POOR Pete Rose. Poor, poor Pete Rose. He's not in the Hall of Fame. It breaks his heart. You can see the sadness on his face, they say. He's suffered lo these many years.

He might not make it through the night.

I was driving into work today, and heard one of his former players on the radio:

Can't you see what this is doing to him?

Oh, the humanity.

Ah, yes, Pete is wasting away because there is not a statue of his head to commemorate his greatness.

Because, like 99.999999 percent of the world, he has to get on with his life. He's no longer allowed to hang out in a clubhouse, sit in a dugout, baseball uniform snug around an expanding waistline, spitting.

He's reduced to doing Maaco commercials. That would depress anyone but Burt Reynolds.

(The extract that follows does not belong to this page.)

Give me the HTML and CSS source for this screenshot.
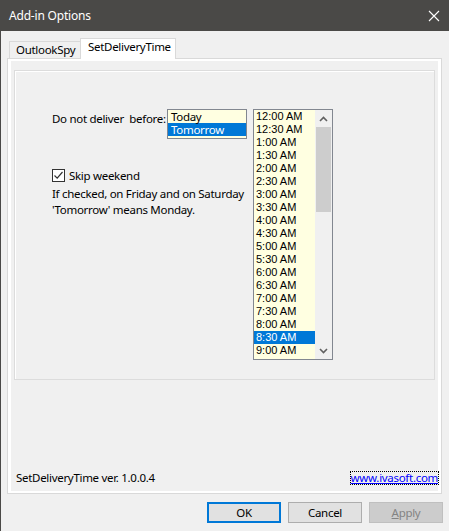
FILE: index.html
```html
<!DOCTYPE html>
<html>
<head>
<meta charset="utf-8">
<link rel="stylesheet" href="styles.css">
</head>
<body>
<div class="window">
  <div class="titlebar">
    <span class="title">Add-in Options</span>
    <svg class="close" width="12" height="12" viewBox="0 0 12 12"><path d="M1 1 L11 11 M11 1 L1 11" stroke="#ffffff" stroke-width="1.1" fill="none"/></svg>
  </div>
  <div class="tabstrip">
    <div class="tab">OutlookSpy</div>
    <div class="tab active">SetDeliveryTime</div>
  </div>
  <div class="panel">
    <div class="page">
      <div class="group">
        <div class="leftcol">
          <div class="row1">
            <span class="label">Do not deliver&nbsp; before:</span>
            <div class="listbox small">
              <div class="item">Today</div>
              <div class="item sel">Tomorrow</div>
            </div>
          </div>
          <div class="checkrow">
            <span class="checkbox"><svg width="11" height="11" viewBox="0 0 11 11"><path d="M1.5 5.5 L4.2 8.2 L9.5 2" stroke="#333" stroke-width="1.2" fill="none"/></svg></span>
            <span>Skip weekend</span>
          </div>
          <p class="note">If checked, on Friday and on Saturday<br>'Tomorrow' means Monday.</p>
        </div>
        <div class="listbox times">
          <div class="items">
            <div class="titem">12:00 AM</div>
            <div class="titem">12:30 AM</div>
            <div class="titem">1:00 AM</div>
            <div class="titem">1:30 AM</div>
            <div class="titem">2:00 AM</div>
            <div class="titem">2:30 AM</div>
            <div class="titem">3:00 AM</div>
            <div class="titem">3:30 AM</div>
            <div class="titem">4:00 AM</div>
            <div class="titem">4:30 AM</div>
            <div class="titem">5:00 AM</div>
            <div class="titem">5:30 AM</div>
            <div class="titem">6:00 AM</div>
            <div class="titem">6:30 AM</div>
            <div class="titem">7:00 AM</div>
            <div class="titem">7:30 AM</div>
            <div class="titem">8:00 AM</div>
            <div class="titem sel">8:30 AM</div>
            <div class="titem">9:00 AM</div>
          </div>
          <div class="scrollbar">
            <div class="arrow"><svg width="9" height="6" viewBox="0 0 9 6"><path d="M1 5 L4.5 1.5 L8 5" stroke="#606060" stroke-width="1.6" fill="none"/></svg></div>
            <div class="thumb"></div>
            <div class="track"></div>
            <div class="arrow"><svg width="9" height="6" viewBox="0 0 9 6"><path d="M1 1 L4.5 4.5 L8 1" stroke="#606060" stroke-width="1.6" fill="none"/></svg></div>
          </div>
        </div>
      </div>
      <div class="footer">
        <span>SetDeliveryTime ver. 1.0.0.4</span>
        <a class="link">www.ivasoft.com</a>
      </div>
    </div>
  </div>
  <div class="buttons">
    <div class="btn default">OK</div>
    <div class="btn">Cancel</div>
    <div class="btn disabled"><u>A</u>pply</div>
  </div>
</div>
</body>
</html>
```
FILE: styles.css
```css
* { box-sizing: border-box; }
html, body { margin: 0; padding: 0; }
body {
  font-family: "Noto Sans", "Open Sans", sans-serif;
  font-size: 11.5px;
  letter-spacing: -0.3px;
  color: #000;
  background: #f0f0f0;
}
.window {
  width: 449px;
  height: 531px;
  border-left: 1px solid #4a4947;
  background: #f0f0f0;
  display: flex;
  flex-direction: column;
}
.titlebar {
  height: 31px;
  background: #4a4947;
  color: #fff;
  display: flex;
  align-items: center;
  justify-content: space-between;
  padding: 0 8px 0 9px;
  margin-left: -1px;
}
.title { font-size: 12px; line-height: 16px; letter-spacing: -0.2px; }
.close { display: block; margin-right: 1px; }
.tabstrip {
  margin-top: 7px;
  margin-left: 8px;
  height: 20px;
  display: flex;
  align-items: flex-end;
}
.tab {
  height: 17px;
  width: 71px;
  border: 1px solid #d9d9d9;
  border-bottom: none;
  border-right: none;
  padding-left: 6px;
  line-height: 15px;
  white-space: nowrap;
}
.tab.active {
  position: relative;
  z-index: 1;
  height: 21px;
  width: 96px;
  margin-bottom: -1px;
  background: #fff;
  border-right: 1px solid #d9d9d9;
  padding-left: 7px;
  line-height: 16px;
}
.panel {
  margin-left: 6px;
  width: 435px;
  height: 436px;
  border: 1px solid #d9d9d9;
  background: #fff;
  padding: 2px 3px 2px 3px;
}
.page {
  height: 100%;
  background: #f0f0f0;
  display: flex;
  flex-direction: column;
  padding-top: 1px;
}
.group {
  margin: 8px 3px 0 3px;
  height: 310px;
  border: 1px solid #dcdcdc;
  box-shadow: inset 1px 1px 0 #ffffff;
  padding: 38px 0 0 37px;
  display: flex;
  align-items: flex-start;
}
.leftcol { width: 195px; flex: none; }
.row1 { display: flex; align-items: flex-start; }
.label { flex: 1; padding-top: 2px; line-height: 16px; white-space: nowrap; }
.listbox {
  border: 1px solid #828790;
  background: #ffffe1;
}
.listbox.small { width: 80px; height: 30px; flex: none; }
.item { height: 13px; line-height: 13px; padding-left: 3px; }
.sel { background: #0078d7; color: #fff; }
.checkrow {
  margin-top: 29px;
  display: flex;
  align-items: center;
  height: 14px;
}
.checkbox {
  width: 13px;
  height: 13px;
  border: 1px solid #333;
  background: #fff;
  display: flex;
  align-items: center;
  justify-content: center;
  margin-right: 4px;
}
.checkbox svg { display: block; }
.note { margin: 4px 0 0 0; line-height: 16px; white-space: nowrap; }
.listbox.times {
  width: 80px;
  height: 251px;
  margin-left: 6px;
  flex: none;
  display: flex;
  overflow: hidden;
}
.items {
  flex: 1;
  font-family: "Liberation Sans", Arial, sans-serif;
  font-size: 11px;
  letter-spacing: 0;
}
.titem { height: 13px; line-height: 13px; padding-left: 2px; }
.scrollbar {
  width: 17px;
  flex: none;
  background: #f0f0f0;
  display: flex;
  flex-direction: column;
}
.arrow {
  height: 17px;
  display: flex;
  align-items: center;
  justify-content: center;
}
.arrow svg { display: block; }
.thumb { height: 85px; background: #cdcdcd; margin: 0 1px; }
.track { flex: 1; }
.footer {
  margin-top: auto;
  margin-bottom: 6px;
  display: flex;
  justify-content: space-between;
  align-items: center;
  padding-left: 5px;
  line-height: 14px;
}
.link {
  color: #0000ff;
  text-decoration: underline;
  outline: 1px dotted #000;
  outline-offset: -1px;
  padding: 0 1px;
  margin-right: -1px;
}
.buttons {
  margin-top: 8px;
  display: flex;
  justify-content: flex-end;
  gap: 7px;
  padding-right: 6px;
}
.btn {
  width: 74px;
  height: 21px;
  border: 1px solid #adadad;
  background: #e1e1e1;
  display: flex;
  align-items: center;
  justify-content: center;
  line-height: 14px;
}
.btn.default { border: 2px solid #0078d7; }
.btn.disabled { background: #cccccc; border-color: #bfbfbf; color: #838383; }
```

(It looks like they've done a quick and easy paint job on Pete's head.)

Oh, the sadness.

The suffering.

CORRECT ME IF I am wrong, but didn't Rose agree to this lifetime ban from baseball? That fact seems to have escaped us in this most recent debate, but I seem to recall Rose accepting his punishment when it was first dished out.

(I remember that a lot more clearly than I remember the first Pres. Bush being subject to an assassination attempt by Saddam Hussein. Seriously, when did that happen? I know it's all over the news now, even the subject of speeches to the United Nations, but I have no memory of this. Was I asleep when it was announced the first time?)

Perhaps Rose did not understand what "lifetime" meant.

Let this be a cautionary tale in always reading the fine print.

But Rose did sign that paper that Bart Giamatti put in front of him.

And every so often the campaign cranks up again, the despair reaches a fever pitch. Always, Rose is ignored, or denied. Now there is finally light at the end of the tunnel. Now it starts all over again.

Can't you see what this is doing to him?

He's had to suffer as a regular citizen, one without a museum exhibit in his honor. What will he do, without a bust of himself in his youth, preserving the Prince Valiant haircut for generations to come?

The human rights violations never stop.

Yes of course Rose's accomplishments as a player merit induction into baseball's Hall of Fame. As a player, he was inspiring. He was awesome. Unfortunately, that's beside the point.

Sometimes, life isn't fair.

Or, depending on your point of view on gambling in baseball, maybe it is.

Some say that they (you know, "They") can never take Rose's playing accomplishments away from him. This is the point, but Rose is missing it. Everyone knows how good he was. That hasn't faded. Those memories will always be with him. People will talk about Pete Rose for as long as baseball is played.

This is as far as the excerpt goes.